Le président turc Recep Tayyip Erdogan a mis samedi en garde les médias contre la diffusion de nouvelles "contraires aux valeurs et à la morale du pays", après avoir limogé le ministre de la Justice et le responsable des statistiques de l’inflation à dix-huit mois de l’élection présidentielle.
"Il est devenu nécessaire de prendre des mesures afin de protéger (les familles, les enfants et la jeunesse) contre les contenus nocifs des médias", affirme M. Erdogan dans un décret publié samedi, un geste immédiatement interprété comme une nouvelle tentative de faire taire les critiques.
M. Erdogan appelle les autorités à intenter "des actions en justice" pour lutter contre "les effets destructeurs" de certains contenus dans les médias, sans donner davantage de précisions.

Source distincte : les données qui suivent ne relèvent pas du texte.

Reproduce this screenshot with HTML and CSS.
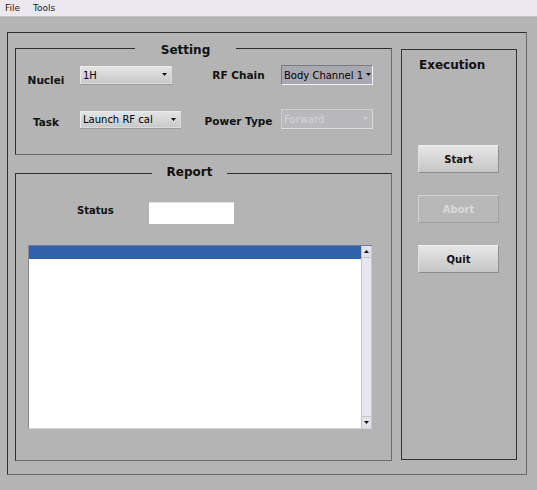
FILE: index.html
```
<!DOCTYPE html>
<html lang="en">
<head>
    <meta charset="UTF-8">
    <title>RF Calibration</title>
    <link rel="stylesheet" href="styles.css">
</head>
<body>
    <div class="menubar">
        <span>File</span>
        <span>Tools</span>
    </div>

    <div class="window">
        <div class="frame">
            <div class="left-col">
                <div class="group setting">
                    <div class="group-title title-setting">Setting</div>
                    <div class="setting-grid">
                        <div class="label lbl-nuclei">Nuclei</div>
                        <div class="combo combo-nuclei">1H
                            <svg class="arrow" width="5" height="3" viewBox="0 0 5 3"><polygon points="0,0 5,0 2.5,3"/></svg>
                        </div>
                        <div class="label lbl-chain">RF Chain</div>
                        <div class="combo combo-chain">Body Channel 1
                            <svg class="arrow" width="5" height="3" viewBox="0 0 5 3"><polygon points="0,0 5,0 2.5,3"/></svg>
                        </div>

                        <div class="label lbl-task">Task</div>
                        <div class="combo combo-task">Launch RF cal
                            <svg class="arrow" width="5" height="3" viewBox="0 0 5 3"><polygon points="0,0 5,0 2.5,3"/></svg>
                        </div>
                        <div class="label lbl-power">Power Type</div>
                        <div class="combo combo-power disabled">Forward
                            <svg class="arrow" width="5" height="3" viewBox="0 0 5 3"><polygon points="0,0 5,0 2.5,3"/></svg>
                        </div>
                    </div>
                </div>

                <div class="group report">
                    <div class="group-title title-report">Report</div>
                    <div class="status-row">
                        <div class="label status-label">Status</div>
                        <div class="status-field"></div>
                    </div>
                    <div class="listbox">
                        <div class="list-items">
                            <div class="list-row selected"></div>
                        </div>
                        <div class="scrollbar">
                            <div class="scroll-btn">
                                <svg width="5" height="3" viewBox="0 0 5 3"><polygon points="2.5,0 5,3 0,3"/></svg>
                            </div>
                            <div class="scroll-track"></div>
                            <div class="scroll-btn">
                                <svg width="5" height="3" viewBox="0 0 5 3"><polygon points="0,0 5,0 2.5,3"/></svg>
                            </div>
                        </div>
                    </div>
                </div>
            </div>

            <div class="execution">
                <div class="exec-title">Execution</div>
                <div class="buttons">
                    <div class="btn">Start</div>
                    <div class="btn disabled">Abort</div>
                    <div class="btn">Quit</div>
                </div>
            </div>
        </div>
    </div>
</body>
</html>
```

FILE: styles.css
```
* {
    margin: 0;
    padding: 0;
    box-sizing: border-box;
}

body {
    background: #b4b4b4;
    font-family: 'DejaVu Sans', sans-serif;
    color: #111;
    width: 537px;
    height: 490px;
    overflow: hidden;
}

.menubar {
    height: 17px;
    background: #ebe9ef;
    border-bottom: 1px solid #c2c2c6;
    display: flex;
    align-items: center;
    gap: 13px;
    padding-left: 5px;
    font-size: 9px;
    color: #222;
}

.window {
    padding: 15px 0 0 7px;
}

.frame {
    width: 520px;
    height: 443px;
    border: 1px solid;
    border-color: #2e2e2e #6c6c6c #6c6c6c #2e2e2e;
    padding: 15px 0 0 7px;
    display: flex;
    gap: 9px;
}

.left-col {
    width: 377px;
    display: flex;
    flex-direction: column;
    gap: 18px;
}

.group {
    position: relative;
    border: 1px solid;
    border-color: #2e2e2e #6c6c6c #6c6c6c #2e2e2e;
}

.group-title {
    position: absolute;
    top: -9px;
    height: 14px;
    line-height: 14px;
    background: #b4b4b4;
    text-align: center;
    font-size: 12px;
    font-weight: bold;
}

.title-setting {
    top: -6px;
    left: 119px;
    width: 101px;
}

.title-report {
    left: 136px;
    width: 75px;
}

.setting {
    height: 107px;
}

.setting-grid {
    display: grid;
    grid-template-columns: 64px 116px 85px 92px;
    grid-template-rows: 20px 20px;
    row-gap: 24px;
    padding-top: 16px;
    align-items: center;
}

.label {
    font-size: 10.5px;
    font-weight: bold;
    text-align: center;
}

.lbl-nuclei {
    padding-right: 4px;
    padding-top: 10px;
}

.lbl-task {
    padding-right: 4px;
    padding-top: 5px;
}

.lbl-power {
    padding-top: 3px;
}

.combo {
    position: relative;
    font-size: 10px;
    padding-left: 2px;
    display: flex;
    align-items: center;
    color: #000;
}

.combo .arrow {
    position: absolute;
    right: 4px;
    top: 50%;
    margin-top: -2px;
    fill: #111;
}

.combo-nuclei, .combo-task {
    background: linear-gradient(#e4e4e4, #c9c9c9);
    border: 1px solid;
    border-color: #ececec #dadada #dadada #ececec;
    box-shadow: 0 1px 0 #9e9e9e;
}

.combo-nuclei {
    width: 92px;
    height: 18px;
}

.combo-task {
    width: 101px;
    height: 17px;
    margin-top: 1px;
}

.combo-chain, .combo-power {
    width: 92px;
    height: 20px;
}

.combo-chain {
    background: #a8a8b0;
    border: 1px solid;
    border-color: #7c7c84 #f2f2f2 #f2f2f2 #7c7c84;
}

.combo-chain .arrow {
    right: 1px;
}

.combo-power {
    background: #b9b9bb;
    border: 1px solid;
    border-color: #cfcfcf #dcdcdc #dcdcdc #cfcfcf;
    color: #d6d6d8;
}

.combo-power .arrow {
    fill: #d0d0d4;
}

.report {
    height: 288px;
}

.status-row {
    display: flex;
    align-items: center;
    padding: 28px 0 0 61px;
}

.status-label {
    font-size: 10px;
    width: 72px;
    text-align: left;
    padding-bottom: 5px;
}

.status-field {
    width: 85px;
    height: 22px;
    background: #fff;
    border-top: 1px solid #e4e4e4;
}

.listbox {
    display: flex;
    width: 344px;
    height: 184px;
    margin: 21px 0 0 12px;
    border-top: 1px solid #6f7ea0;
    border-bottom: 1px solid #d4d4d4;
    border-left: 1px solid #8a8a8a;
    background: #fff;
}

.list-items {
    flex: 1;
}

.list-row {
    height: 13px;
}

.list-row.selected {
    background: #3061aa;
}

.scrollbar {
    width: 11px;
    display: flex;
    flex-direction: column;
    background: #e8e6ee;
    border-left: 1px solid #c4c4c8;
    border-right: 1px solid #c8c8cc;
}

.scroll-btn {
    height: 12px;
    display: flex;
    align-items: center;
    justify-content: center;
    background: #e2e0e8;
    border-bottom: 1px solid #c6c6ca;
}

.scroll-btn:last-child {
    border-bottom: none;
    border-top: 1px solid #c6c6ca;
}

.scroll-btn svg {
    fill: #111;
}

.scroll-track {
    flex: 1;
}

.execution {
    width: 116px;
    height: 411px;
    margin-top: 1px;
    border: 1px solid #333;
}

.exec-title {
    font-size: 12px;
    font-weight: bold;
    line-height: 14px;
    margin-top: 8px;
    padding-left: 17px;
}

.buttons {
    display: flex;
    flex-direction: column;
    gap: 22px;
    padding-left: 16px;
    margin-top: 73px;
}

.btn {
    width: 81px;
    height: 28px;
    display: flex;
    align-items: center;
    justify-content: center;
    font-size: 10px;
    font-weight: bold;
    background: linear-gradient(#e6e6e6, #c6c6c6);
    border: 1px solid;
    border-color: #f0f0f0 #8e8e8e #8e8e8e #e0e0e0;
}

.btn.disabled {
    background: #b8b8b8;
    border-color: #d2d2d2 #a0a0a0 #a0a0a0 #d2d2d2;
    color: #dadada;
}
```
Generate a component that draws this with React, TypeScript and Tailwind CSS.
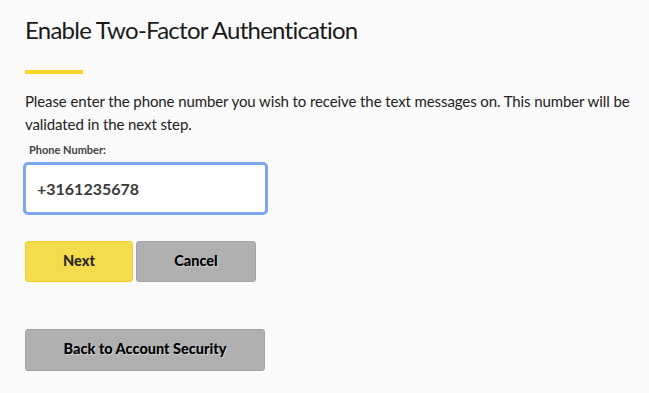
import { useState } from "react";

const font = { fontFamily: "Lato, 'Noto Sans', sans-serif" };

const App = () => {
  const [phone, setPhone] = useState("+3161235678");

  return (
    <div className="min-h-screen w-full bg-[#fafafa] text-[#1f1f1f]" style={font}>
      <div className="pl-[25px] pt-[15px]">
        {/* Heading */}
        <h1 className="text-[24px] leading-[30px] font-normal tracking-[-0.75px] text-[#1a1a1a]">
          Enable Two-Factor Authentication
        </h1>
        <div className="mt-[25px] h-[4px] w-[58px] bg-[#f5d626]" />

        {/* Intro */}
        <p className="mt-[16px] w-[618px] text-[15px] leading-[23px] tracking-[-0.1px] text-[#222]">
          Please enter the phone number you wish to receive the text messages on. This number will be
          validated in the next step.
        </p>

        {/* Phone input */}
        <label className="mt-[7px] ml-[4px] block text-[11px] leading-[14px] font-bold text-[#444]">
          Phone Number:
        </label>
        <input
          value={phone}
          onChange={(e) => setPhone(e.target.value)}
          className="mt-[5px] -ml-[2px] block h-[53px] w-[245px] rounded-[5px] border-[3px] border-[#7aa7f0] bg-white px-[11px] text-[16px] font-bold text-[#3a3a3a] outline-none"
        />

        {/* Actions */}
        <div className="mt-[26px] flex gap-[3px]">
          <button className="h-[41px] w-[108px] rounded-[3px] border border-[#f0cf2a] bg-[#f5dc4c] pb-[2px] text-[14.5px] font-black text-[#2a2a2a]">
            Next
          </button>
          <button className="h-[41px] w-[120px] rounded-[3px] border border-[#a3a3a3] bg-[#b0b0b0] pb-[2px] text-[14.5px] font-black text-black [text-shadow:1px_1px_1px_rgba(255,255,255,0.45)]">
            Cancel
          </button>
        </div>

        <button className="mt-[47px] block h-[42px] w-[240px] rounded-[3px] border border-[#a3a3a3] bg-[#b0b0b0] pb-[2px] text-[14.5px] font-black text-black [text-shadow:1px_1px_1px_rgba(255,255,255,0.45)]">
          Back to Account Security
        </button>
      </div>
    </div>
  );
};

export default App;
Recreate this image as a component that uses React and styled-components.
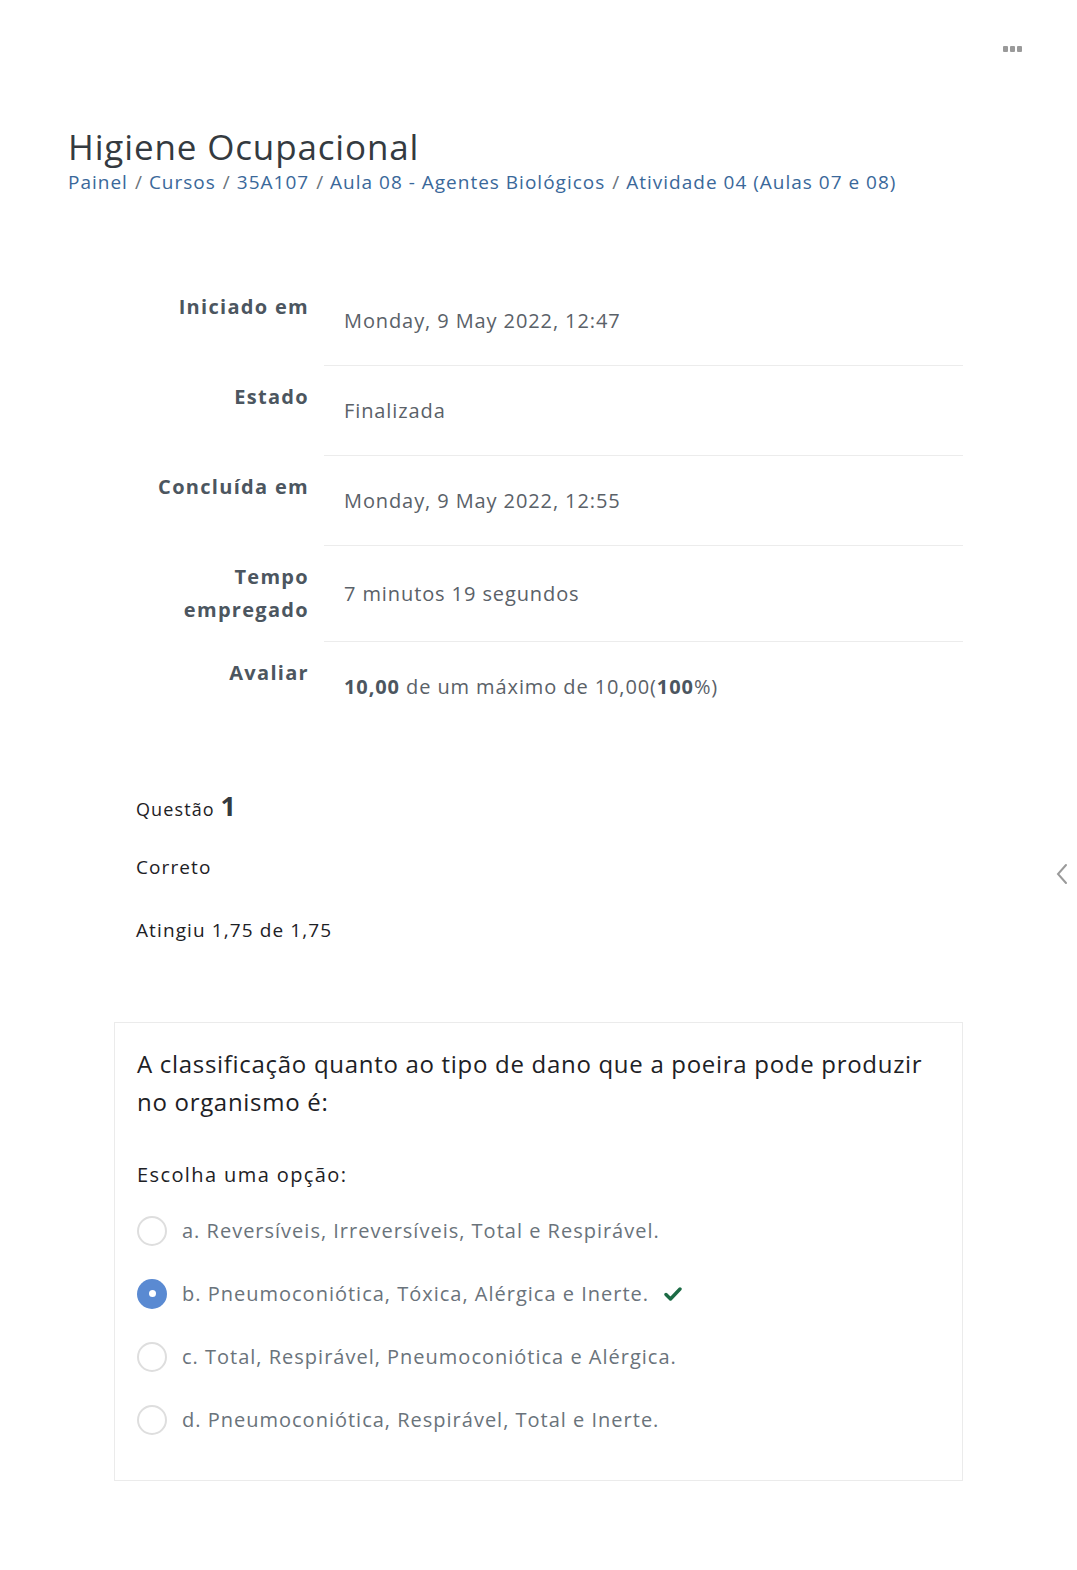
import React from "react";
import styled, { createGlobalStyle } from "styled-components";

const GlobalStyle = createGlobalStyle`
  body {
    margin: 0;
    background: #fff;
    font-family: "Open Sans", "Noto Sans", sans-serif;
    color: #1d2125;
  }
`;

const Page = styled.div`
  position: relative;
  width: 1077px;
  min-height: 1570px;
  box-sizing: border-box;
  padding: 36px 0 0 68px;
`;

const TopBar = styled.div`
  display: flex;
  justify-content: flex-end;
  padding-right: 55px;
  height: 30px;
`;

const Dots = styled.div`
  display: flex;
  gap: 2px;
  margin-top: 10px;
  span {
    width: 5px;
    height: 6px;
    background: #9a9a9a;
    border-radius: 1px;
  }
`;

const Title = styled.h1`
  margin: 60px 0 0;
  font-size: 35px;
  font-weight: 400;
  line-height: 42px;
  letter-spacing: 0.85px;
  color: #343a40;
`;

const Crumbs = styled.nav`
  display: flex;
  font-size: 19px;
  line-height: 28px;
  letter-spacing: 1px;
  color: #6a737b;
`;

const Crumb = styled.a`
  color: #3a689a;
  text-decoration: none;
`;

const Sep = styled.span`
  padding: 0 6px 0 7px;
  color: #6a737b;
`;

const Summary = styled.div`
  margin: 79px 0 0 46px;
  width: 849px;
`;

const Row = styled.div`
  display: grid;
  grid-template-columns: 210px 1fr;
  min-height: 90px;
`;

const Label = styled.div`
  align-self: start;
  padding: 15px 15px 15px 0;
  text-align: right;
  font-weight: 700;
  font-size: 20px;
  line-height: 33px;
  letter-spacing: 1.3px;
  color: #4c5660;
`;

const Value = styled.div`
  display: flex;
  align-items: center;
  padding-left: 20px;
  font-size: 20px;
  letter-spacing: 0.9px;
  color: #5a6168;
  border-top: ${(p) => (p.$first ? "none" : "1px solid #ececec")};
  b {
    color: #4c5660;
  }
`;

const QInfo = styled.div`
  margin: 60px 0 0 68px;
  color: #1d2125;
`;

const QNo = styled.div`
  font-size: 18px;
  line-height: 30px;
  letter-spacing: 1.1px;
  b {
    font-size: 27px;
    font-weight: 700;
    color: #343a40;
  }
`;

const InfoLine = styled.div`
  margin-top: ${(p) => p.$gap}px;
  font-size: 19px;
  line-height: 30px;
  letter-spacing: 1.1px;
`;

const Card = styled.div`
  margin: 77px 0 0 46px;
  width: 849px;
  box-sizing: border-box;
  border: 1px solid #ebebeb;
  padding: 22px 22px 43px;
`;

const QText = styled.div`
  font-size: 24px;
  line-height: 38px;
  letter-spacing: 0.7px;
  color: #1d2125;
`;

const Prompt = styled.div`
  margin-top: 40px;
  font-size: 20px;
  line-height: 28px;
  letter-spacing: 1.4px;
`;

const Options = styled.div`
  display: flex;
  flex-direction: column;
  gap: 28px;
  margin-top: 24px;
`;

const Option = styled.label`
  display: flex;
  align-items: center;
  gap: 15px;
  font-size: 20px;
  line-height: 35px;
  letter-spacing: 1px;
  color: #6a737b;
`;

const Radio = styled.span`
  flex: none;
  width: 30px;
  height: 30px;
  box-sizing: border-box;
  border-radius: 50%;
  border: ${(p) => (p.$checked ? "none" : "2px solid #dedede")};
  background: ${(p) => (p.$checked ? "#5a8ad2" : "#fff")};
  display: flex;
  align-items: center;
  justify-content: center;
  &::after {
    content: "";
    display: ${(p) => (p.$checked ? "block" : "none")};
    width: 7px;
    height: 7px;
    border-radius: 50%;
    background: #fff;
  }
`;

const Check = styled.svg`
  width: 18px;
  height: 16px;
`;

const DrawerToggle = styled.svg`
  position: absolute;
  right: 8px;
  top: 862px;
  width: 14px;
  height: 24px;
`;

const rows = [
  ["Iniciado em", "Monday, 9 May 2022, 12:47"],
  ["Estado", "Finalizada"],
  ["Concluída em", "Monday, 9 May 2022, 12:55"],
  [
    <>
      Tempo
      <br />
      empregado
    </>,
    "7 minutos 19 segundos",
  ],
  [
    "Avaliar",
    <>
      <b>10,00</b>&nbsp;de um máximo de 10,00(<b>100</b>%)
    </>,
  ],
];

const options = [
  "a. Reversíveis, Irreversíveis, Total e Respirável.",
  "b. Pneumoconiótica, Tóxica, Alérgica e Inerte.",
  "c. Total, Respirável, Pneumoconiótica e Alérgica.",
  "d. Pneumoconiótica, Respirável, Total e Inerte.",
];

const crumbs = [
  "Painel",
  "Cursos",
  "35A107",
  "Aula 08 - Agentes Biológicos",
  "Atividade 04 (Aulas 07 e 08)",
];

export default function App() {
  return (
    <Page>
      <GlobalStyle />
      <TopBar>
        <Dots>
          <span />
          <span />
          <span />
        </Dots>
      </TopBar>
      <Title>Higiene Ocupacional</Title>
      <Crumbs>
        {crumbs.map((c, i) => (
          <React.Fragment key={c}>
            {i > 0 && <Sep>/</Sep>}
            <Crumb href="#">{c}</Crumb>
          </React.Fragment>
        ))}
      </Crumbs>

      <Summary>
        {rows.map(([label, value], i) => (
          <Row key={i}>
            <Label>{label}</Label>
            <Value $first={i === 0}>
              <span>{value}</span>
            </Value>
          </Row>
        ))}
      </Summary>

      <QInfo>
        <QNo>
          Questão <b>1</b>
        </QNo>
        <InfoLine $gap={28}>Correto</InfoLine>
        <InfoLine $gap={33}>Atingiu 1,75 de 1,75</InfoLine>
      </QInfo>

      <Card>
        <QText>
          A classificação quanto ao tipo de dano que a poeira pode produzir no
          organismo é:
        </QText>
        <Prompt>Escolha uma opção:</Prompt>
        <Options>
          {options.map((o, i) => (
            <Option key={o}>
              <Radio $checked={i === 1} />
              {o}
              {i === 1 && (
                <Check viewBox="0 0 18 16">
                  <path
                    d="M2 8.5 L6.5 13 L16 3"
                    fill="none"
                    stroke="#1c6b45"
                    strokeWidth="3.4"
                    strokeLinecap="round"
                    strokeLinejoin="round"
                  />
                </Check>
              )}
            </Option>
          ))}
        </Options>
      </Card>

      <DrawerToggle viewBox="0 0 14 24">
        <path
          d="M11 3 L3 12 L11 21"
          fill="none"
          stroke="#9a9a9a"
          strokeWidth="2"
          strokeLinecap="round"
        />
      </DrawerToggle>
    </Page>
  );
}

"Etat d’urgence contre les médias"
Le président Erdogan vient de déclarer "un état d’urgence contre les médias", outre les arrestations de journalistes, a écrit sur Twitter Faruk Bildirici, journaliste et ombudsman reconnu.
L’homme fort de la Turquie a également limogé le chef de l’Office national des statistiques, Sait Erdal Dincer, selon un décret paru samedi, après la publication des chiffres annuels d’une inflation record.
M. Dincer avait été critiqué après avoir publié début janvier des données qui placent le taux d’inflation annuel à 36,1%, son plus haut niveau en 19 ans, dû à la dégringolade de la livre turque.
"J’ai une responsabilité vis-à-vis de 84 millions de personnes", avait fait valoir Sait Erdal Dincer, expliquant au quotidien économique Dunya qu’il ne lui était pas possible de publier des chiffres de l’inflation différents de ceux constatés par ses services.
"Je suis aujourd’hui à la tête de ce service, demain cela pourrait être quelqu’un d’autre", avait-il dit dans cet entretien publié en janvier, comme s’il savait qu’il pouvait être rapidement limogé.
L’opposition a néanmoins déclaré que le chiffre officiel était sous-estimé, affirmant que l’augmentation réelle du coût de la vie était au moins deux fois plus élevée.